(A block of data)
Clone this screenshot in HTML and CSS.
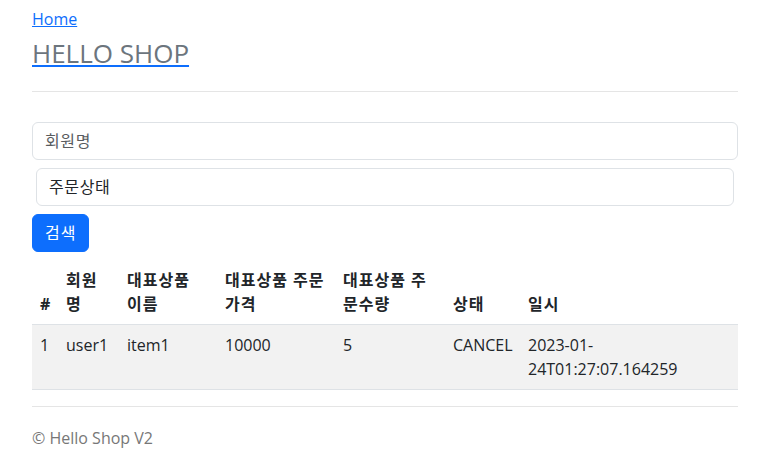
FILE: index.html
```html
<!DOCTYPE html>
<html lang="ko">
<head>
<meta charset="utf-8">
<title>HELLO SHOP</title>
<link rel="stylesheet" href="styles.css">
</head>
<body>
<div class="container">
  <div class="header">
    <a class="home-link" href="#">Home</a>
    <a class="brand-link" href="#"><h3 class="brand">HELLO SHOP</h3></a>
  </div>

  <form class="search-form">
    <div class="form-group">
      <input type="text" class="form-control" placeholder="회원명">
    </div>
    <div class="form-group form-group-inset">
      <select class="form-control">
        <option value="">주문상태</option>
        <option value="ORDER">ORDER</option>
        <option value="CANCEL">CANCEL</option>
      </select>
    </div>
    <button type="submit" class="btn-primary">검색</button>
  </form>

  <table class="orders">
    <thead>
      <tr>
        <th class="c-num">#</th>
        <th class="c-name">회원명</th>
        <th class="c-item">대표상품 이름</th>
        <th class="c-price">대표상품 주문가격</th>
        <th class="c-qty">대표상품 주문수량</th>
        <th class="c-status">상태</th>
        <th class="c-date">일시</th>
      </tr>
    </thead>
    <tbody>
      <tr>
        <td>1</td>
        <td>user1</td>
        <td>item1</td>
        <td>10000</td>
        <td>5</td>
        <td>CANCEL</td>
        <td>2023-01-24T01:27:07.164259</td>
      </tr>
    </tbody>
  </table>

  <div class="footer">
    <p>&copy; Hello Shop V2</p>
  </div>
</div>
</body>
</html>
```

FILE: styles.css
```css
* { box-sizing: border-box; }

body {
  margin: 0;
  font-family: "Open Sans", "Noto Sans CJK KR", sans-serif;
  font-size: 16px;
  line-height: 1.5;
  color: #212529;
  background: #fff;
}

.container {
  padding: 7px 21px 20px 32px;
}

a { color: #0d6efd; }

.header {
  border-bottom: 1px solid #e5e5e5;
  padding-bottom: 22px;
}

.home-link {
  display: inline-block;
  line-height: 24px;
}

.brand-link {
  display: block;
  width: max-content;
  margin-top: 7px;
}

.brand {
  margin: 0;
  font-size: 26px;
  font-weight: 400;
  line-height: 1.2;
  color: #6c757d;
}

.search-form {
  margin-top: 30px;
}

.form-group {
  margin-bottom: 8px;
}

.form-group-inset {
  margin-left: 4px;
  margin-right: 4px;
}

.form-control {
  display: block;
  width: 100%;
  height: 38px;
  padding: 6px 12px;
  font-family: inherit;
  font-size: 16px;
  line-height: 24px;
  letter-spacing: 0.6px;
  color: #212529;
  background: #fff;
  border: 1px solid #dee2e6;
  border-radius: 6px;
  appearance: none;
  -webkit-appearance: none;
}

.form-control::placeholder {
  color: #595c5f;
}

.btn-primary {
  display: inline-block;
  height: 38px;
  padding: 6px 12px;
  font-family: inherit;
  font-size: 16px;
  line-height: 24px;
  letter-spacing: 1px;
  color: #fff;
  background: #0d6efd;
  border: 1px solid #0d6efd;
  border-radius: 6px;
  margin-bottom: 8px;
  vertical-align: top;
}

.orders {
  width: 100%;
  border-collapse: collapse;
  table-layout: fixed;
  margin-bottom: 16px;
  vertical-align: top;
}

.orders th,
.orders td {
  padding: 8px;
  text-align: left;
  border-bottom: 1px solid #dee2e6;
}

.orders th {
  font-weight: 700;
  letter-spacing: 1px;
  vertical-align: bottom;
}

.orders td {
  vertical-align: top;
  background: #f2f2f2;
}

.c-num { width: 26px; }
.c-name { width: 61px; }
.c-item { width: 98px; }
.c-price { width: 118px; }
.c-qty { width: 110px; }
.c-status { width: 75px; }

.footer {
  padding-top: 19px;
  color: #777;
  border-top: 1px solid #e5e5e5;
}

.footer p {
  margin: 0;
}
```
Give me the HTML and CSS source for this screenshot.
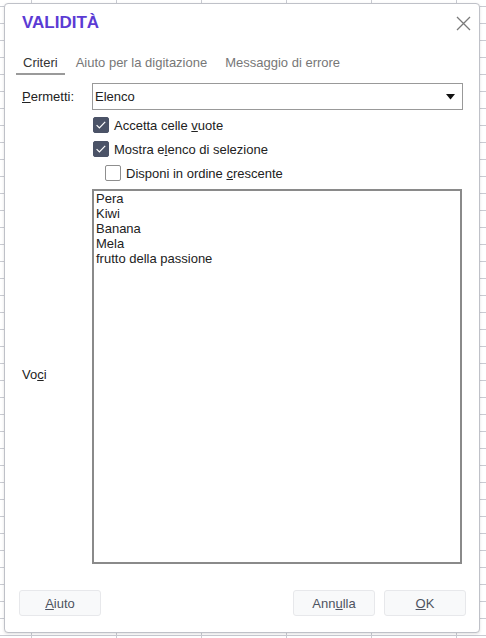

#### The task:
Return each line of the data, keeping its wording exact and omitting pictures.

#### Result of the task:
Clone this screenshot in HTML and CSS.
FILE: index.html
```html
<!DOCTYPE html>
<html lang="ko">
<head>
<meta charset="utf-8">
<title>HELLO SHOP</title>
<link rel="stylesheet" href="styles.css">
</head>
<body>
<div class="container">
  <div class="header">
    <a class="home-link" href="#">Home</a>
    <a class="brand-link" href="#"><h3 class="brand">HELLO SHOP</h3></a>
  </div>

  <form class="search-form">
    <div class="form-group">
      <input type="text" class="form-control" placeholder="회원명">
    </div>
    <div class="form-group form-group-inset">
      <select class="form-control">
        <option value="">주문상태</option>
        <option value="ORDER">ORDER</option>
        <option value="CANCEL">CANCEL</option>
      </select>
    </div>
    <button type="submit" class="btn-primary">검색</button>
  </form>

  <table class="orders">
    <thead>
      <tr>
        <th class="c-num">#</th>
        <th class="c-name">회원명</th>
        <th class="c-item">대표상품 이름</th>
        <th class="c-price">대표상품 주문가격</th>
        <th class="c-qty">대표상품 주문수량</th>
        <th class="c-status">상태</th>
        <th class="c-date">일시</th>
      </tr>
    </thead>
    <tbody>
      <tr>
        <td>1</td>
        <td>user1</td>
        <td>item1</td>
        <td>10000</td>
        <td>5</td>
        <td>CANCEL</td>
        <td>2023-01-24T01:27:07.164259</td>
      </tr>
    </tbody>
  </table>

  <div class="footer">
    <p>&copy; Hello Shop V2</p>
  </div>
</div>
</body>
</html>
```

FILE: styles.css
```css
* { box-sizing: border-box; }

body {
  margin: 0;
  font-family: "Open Sans", "Noto Sans CJK KR", sans-serif;
  font-size: 16px;
  line-height: 1.5;
  color: #212529;
  background: #fff;
}

.container {
  padding: 7px 21px 20px 32px;
}

a { color: #0d6efd; }

.header {
  border-bottom: 1px solid #e5e5e5;
  padding-bottom: 22px;
}

.home-link {
  display: inline-block;
  line-height: 24px;
}

.brand-link {
  display: block;
  width: max-content;
  margin-top: 7px;
}

.brand {
  margin: 0;
  font-size: 26px;
  font-weight: 400;
  line-height: 1.2;
  color: #6c757d;
}

.search-form {
  margin-top: 30px;
}

.form-group {
  margin-bottom: 8px;
}

.form-group-inset {
  margin-left: 4px;
  margin-right: 4px;
}

.form-control {
  display: block;
  width: 100%;
  height: 38px;
  padding: 6px 12px;
  font-family: inherit;
  font-size: 16px;
  line-height: 24px;
  letter-spacing: 0.6px;
  color: #212529;
  background: #fff;
  border: 1px solid #dee2e6;
  border-radius: 6px;
  appearance: none;
  -webkit-appearance: none;
}

.form-control::placeholder {
  color: #595c5f;
}

.btn-primary {
  display: inline-block;
  height: 38px;
  padding: 6px 12px;
  font-family: inherit;
  font-size: 16px;
  line-height: 24px;
  letter-spacing: 1px;
  color: #fff;
  background: #0d6efd;
  border: 1px solid #0d6efd;
  border-radius: 6px;
  margin-bottom: 8px;
  vertical-align: top;
}

.orders {
  width: 100%;
  border-collapse: collapse;
  table-layout: fixed;
  margin-bottom: 16px;
  vertical-align: top;
}

.orders th,
.orders td {
  padding: 8px;
  text-align: left;
  border-bottom: 1px solid #dee2e6;
}

.orders th {
  font-weight: 700;
  letter-spacing: 1px;
  vertical-align: bottom;
}

.orders td {
  vertical-align: top;
  background: #f2f2f2;
}

.c-num { width: 26px; }
.c-name { width: 61px; }
.c-item { width: 98px; }
.c-price { width: 118px; }
.c-qty { width: 110px; }
.c-status { width: 75px; }

.footer {
  padding-top: 19px;
  color: #777;
  border-top: 1px solid #e5e5e5;
}

.footer p {
  margin: 0;
}
```
Give me the HTML and CSS source for this screenshot.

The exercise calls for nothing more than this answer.